Nesta triste e lamentável quadra da vida nacional, parece que agora se esmeram em tentar traduzir e antecipar – tratando-os como se fossem seus – os desejos e pressões desses grupos, como se pretendessem sinalizar à opinião pública que a iniciativa está em suas mãos, quando até mesmo jovens procuradores destratam publicamente membros da Suprema Corte e a população não espera nada de seus ministros além de que cumpram – principalmente quando a confusão e os desafios se avolumam – o dever e sua missão precípua de respeitar, defender e proteger a Constituição da República.
Qual é a motivação que está por trás de certos erros e equívocos?
A egolatria espetaculosa e farsesca que parece estar contaminando segmentos cada vez maiores da polícia, do Judiciário e do Ministério Público?
O medo de destoar daquela que consideram – erradamente, muito erradamente – ser a opinião da maioria?
A conspiração intuitiva, empírica, subjacente, que parece estar empurrando, nos últimos quatro anos, certos setores da plutocracia estatal para um verdadeiro assalto ao poder, voltado para desvalorizar os eleitos e a soberania popular e acuar homens públicos que, com todos os seus defeitos, não caíram onde estão de paraquedas e foram ungidos, nas urnas, por dezenas, centenas de milhares de votos?

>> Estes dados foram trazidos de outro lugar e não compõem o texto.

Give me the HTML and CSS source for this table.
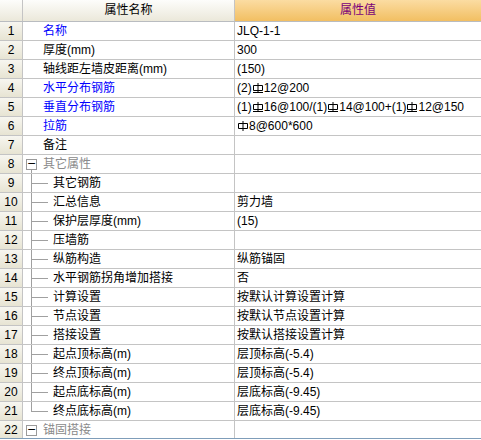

O que ocorrerá quando, por causa de um discurso hipócrita e mendaz de criminalização, a política tradicional for alijada, na prática, da vida nacional?
E certos setores que almejam substituí-la deixarem – ao menos momentâneamente – de brincar com fogo sobre os despojos da República, como um bando de aprendizes de nero armados dos novos lança-chamas lançados por Elon Musk, a mil e quinhentos dólares a peça, para combater eventuais epidemias zumbis, no mês passado?
Restando apenas, com claríssimo prejuízo para a diversidade democrática, pecuaristas, pastores e policiais no Congresso Nacional?
Alguém acredita que se estabelecerá entre essas forças uma longa PAZ TUPINICÂNICA?
Ou a balbúrdia institucional – se não for eleito um maluco autoritário para disciplinar todo mundo na taca – continuará imperando e o espólio do poder será disputado a tapa, como já ocorre, por exemplo, no âmbito da polícia, do Judiciário e do Ministério Público, com relação ao direito de se negociar acordos de leniência e de delação premiada?
A Justiça precisa parar de ficar olhando, entre fascinada e embevecida, pelo buraco da fechadura, enquanto balança a Caixa de Pandora para adivinhar o que tem dentro.
Não se brinca com a Democracia impunemente.
Como por várias vezes já lembramos aqui, infeliz e inutilmente, a História não perdoa os amadores.